Sunday, 26 February 2017

February snapshot

At the risk of sounding like a giant cliche ... time is going so fast and I can't believe February is all but over. We haven't had much of a summer this year but have still been really busy with summery events - and that's Wellington for you. We can't plan on good weather so just get on with it anyway. Here's a snapshot of a few things I've been up to this month.

February snapshot

I've started Zumba again! I was worried about starting from scratch after 5 (may 6) year break, but it turns out that my muscle memory has stored lots of the moves for me and it's just a case of linking them together in different combinations. There are a few moves I'm struggling to unlearn and relearn but most others also have arms and legs flying in random directions with huge grins plastered on their faces, so I'm in good company.

Guns N' Roses came to town for their Not In This Lifetime tour. The rain cleared just enough for us to make our way to a stadium filled with 31,500 other wet bogans. I know I predicted that the tour would be a tragic, train wreck of an event, but still bought tickets ... and I'm so glad I did. The concert was better than I could have imagined and a full-on Slash show, who I now respect far more as a musician than I thought possible. Appetite for Destruction survives another decade.

Despite the best of intentions for Round the Bays last weekend, I ended up too sick to get out of bed on Sunday, let alone walk 10km. So that event will go back on my list for next year.

We enjoyed our annual camping trip at Himatangi Beach with around 20 friends.
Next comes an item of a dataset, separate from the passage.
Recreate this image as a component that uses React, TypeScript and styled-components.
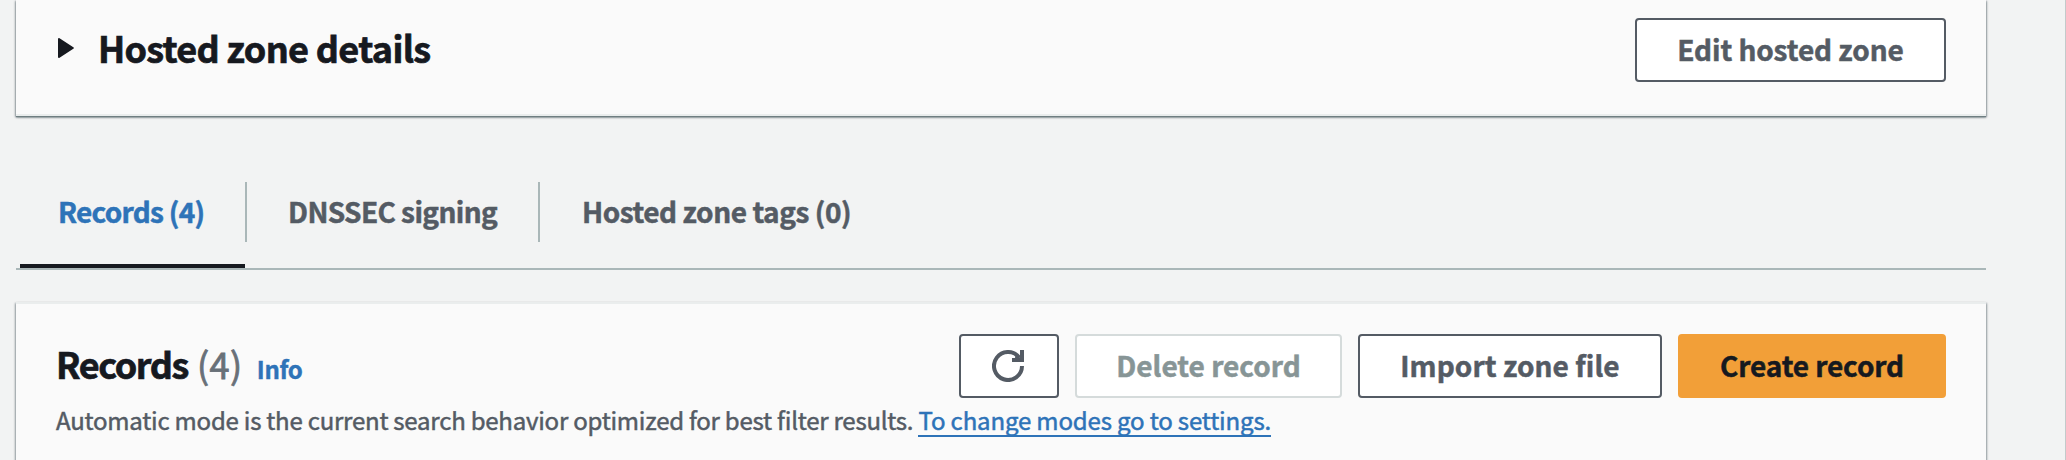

It was fine enough to pitch our tent overnight for what is likely to be our only camping trip this summer.

I read the novel Gone Girl by Gillian Flynn. And then I watched the movie of the same name. Wow. As always, the book is far more detailed and nuanced than the movie, which rushed through the suspense and made it far too easy for viewers to guess what was going on. But, I repeat: wow! No clues or spoilers from me, just a recommendation to read the book (essential) and then watch the movie (if you feel the need).

It's actually been quite a musical month. I took my dad to see The Hollies Highway of Hits concert on Friday night. Core members of the group have been touring almost continuously since forming in 1962, which is an impressive feat. I'd seen The Hollies when they toured in 2011 and this show was pretty much the same as that one, but this time I had Dad in tow to enjoy a stroll down musical memory lane.

I ordered a present for myself: The Hummingbird Bakery Cake Days recipe book. The original Hummingbird Bakery Cookbook is one of my favourites and now has a sister publication. I christened the book by making chocolate chip whoopie pies for Good Bitches Baking this weekend. I'm pleased to report that my first ever batch of whoopie pies passed the Weka household's quality controls with flying colours.

Chocolate chip whoopie pies


Monday, 6 February 2017

Revisionist History

It's been a summer of podcasts for me as I gradually clear the backlog of series and episodes that I would listen to "when I had time". Revisionist History is one of them, having been downloaded months ago and sitting in iTunes ever since.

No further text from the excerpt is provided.